Ultimately, the Nice model and scientists’ other ideas will need to work for even Earth’s most distant neighbors. Any story that seeks to explain how the planets are made should explain the ranges of sizes and compositions observed here and elsewhere. It is “dangerous to compare all these models with the solar system only,” Nesvorny says.
Observed exo-architectures have hinted at the ubiquity of planetary reorganizing, demonstrating that sibling scuffles are not hard to provoke. But the planetary configuration of Earth’s nearest and dearest is still somewhat mysterious. So far, “It’s not an enormously common outcome to have a Jupiter-mass planet in a Jupiter orbit,” Laughlin says. But he notes, “We’re just on the threshold of being able to reliably detect true Jupiter analogs around other stars.”
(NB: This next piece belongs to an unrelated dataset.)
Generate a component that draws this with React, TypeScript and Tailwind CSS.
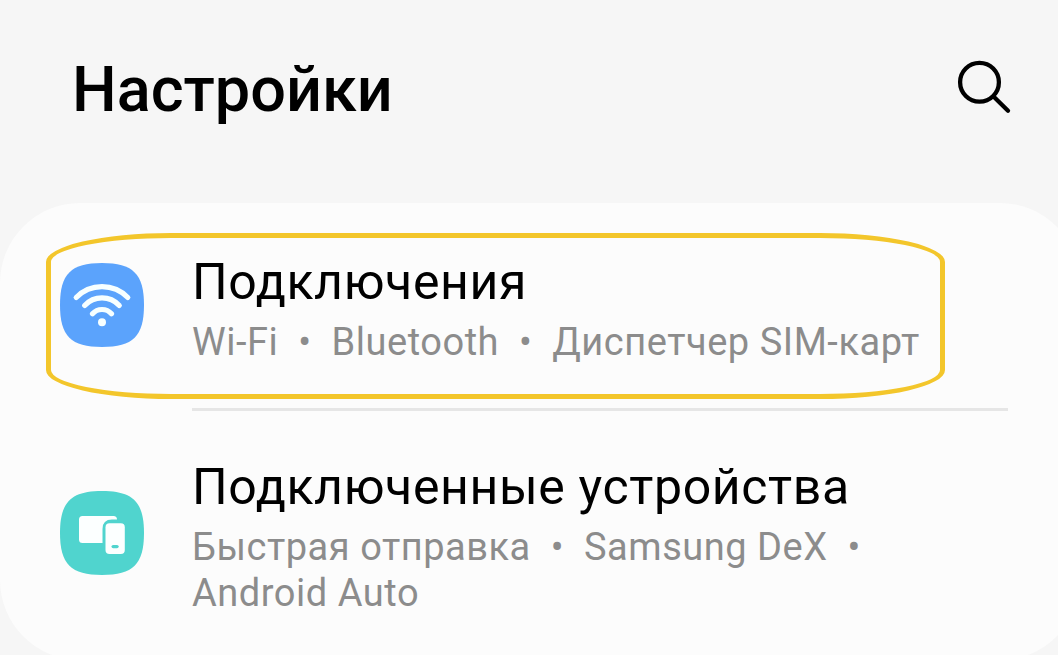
import type { ReactNode } from 'react'

function SearchIcon() {
    return (
        <svg width="56" height="56" viewBox="0 0 56 56" fill="none" stroke="#000" strokeWidth="4.3" strokeLinecap="round">
            <circle cx="23.5" cy="24.3" r="19.4" />
            <path d="M37.5 38.5 52 52.8" />
        </svg>
    )
}

function WifiIcon() {
    return (
        <svg width="84" height="84" viewBox="0 0 84 84" fill="none">
            <path d="M42 0C73 0 84 11 84 42S73 84 42 84 0 73 0 42 11 0 42 0Z" fill="#5ba3fc" />
            <g stroke="#f7ffff" strokeWidth="5.2" strokeLinecap="round">
                <path d="M16.2 34.5A36 36 0 0 1 67.8 34.5" />
                <path d="M24.7 42.4A23.5 23.5 0 0 1 59.3 42.4" />
                <path d="M32.5 50.8A12.6 12.6 0 0 1 51.5 50.8" />
            </g>
            <circle cx="42" cy="59.3" r="4" fill="#f7ffff" />
        </svg>
    )
}

function DevicesIcon() {
    return (
        <svg width="84" height="84" viewBox="0 0 84 84" fill="none">
            <path d="M42 0C73 0 84 11 84 42S73 84 42 84 0 73 0 42 11 0 42 0Z" fill="#50d4ce" />
            <path d="M22.5 25H53.5Q57 25 57 28.5H52Q42.5 28.5 42.5 38V52H22.5Q19 52 19 48.5V28.5Q19 25 22.5 25Z" fill="#fcffff" />
            <rect x="45.5" y="32.3" width="19.3" height="30.7" rx="4" fill="#fcffff" />
            <rect x="51.5" y="53.9" width="7.2" height="3.4" rx="1.7" fill="#50d4ce" />
        </svg>
    )
}

type ItemProps = {
    icon: ReactNode
    iconClass: string
    title: string
    children: ReactNode
}

function SettingsItem({ icon, iconClass, title, children }: ItemProps) {
    return (
        <div className="flex items-start">
            <div className={`shrink-0 ${iconClass}`}>{icon}</div>
            <div className="ml-12 whitespace-nowrap">
                <h2 className="text-[50px] leading-[60px] tracking-[0.62px] text-black">{title}</h2>
                <p className="mt-[7px] text-[38px] leading-[46px] tracking-[0.53px] text-[#8c8c8c]">{children}</p>
            </div>
        </div>
    )
}

export default function App() {
    return (
        <div className="h-[655px] w-[1058px] overflow-hidden bg-[#f6f6f6] font-['Roboto',sans-serif]">
            <header className="flex h-[203px] items-start justify-between pt-[52px] pr-[46px] pl-[72px]">
                <h1 className="text-[63px] leading-[76px] font-medium text-black">Настройки</h1>
                <button type="button" aria-label="Поиск" className="mt-1.5">
                    <SearchIcon />
                </button>
            </header>
            <main className="relative h-[457px] w-[1080px] rounded-[80px] bg-[#fcfcfc] pt-[49px] pl-[60px]">
                <SettingsItem icon={<WifiIcon />} iconClass="mt-[11px]" title="Подключения">
                    Wi-Fi&nbsp; •&nbsp; Bluetooth&nbsp; •&nbsp; Диспетчер SIM-карт
                </SettingsItem>
                <div className="mt-[43px] mb-[46px] ml-[132px] h-[3px] w-[816px] bg-[#e6e6e6]" />
                <SettingsItem icon={<DevicesIcon />} iconClass="mt-[34px]" title="Подключенные устройства">
                    Быстрая отправка&nbsp; •&nbsp; Samsung DeX&nbsp; •<br />
                    Android Auto
                </SettingsItem>
                {/* highlight around the first item */}
                <div className="pointer-events-none absolute top-[30px] left-[46px] h-[166px] w-[899px] rounded-[125px/29px] border-[5px] border-[#f3c62b]" />
            </main>
        </div>
    )
}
Until more exodata come down from the sky, there are other ways of lending concrete support to simulations’ suggestions. Levison’s tumbleplanet idea makes some testable predictions. One is about the size of planet cores — something that NASA’s Juno spacecraft could help determine when it arrives at Jupiter in 2016. Also, Levison predicts that cores will increase in size with distance from the Sun: Neptune’s and Uranus’ should be larger than Jupiter’s. While it is unlikely to get off the ground anytime soon, a mission to Uranus recently prioritized by the Planetary Sciences Decadal Survey would be able to speak to this prediction.
Though the full recipe for cooking up an outer solar system might one day be written, Laughlin isn’t convinced that humankind will ever really know what happened during the solar system’s youth. The models contain quite a bit of truth, he says, but in the end, they’re just models. Still, “there’s no alternative that does a dramatically better job,” he says. “The world may never know.”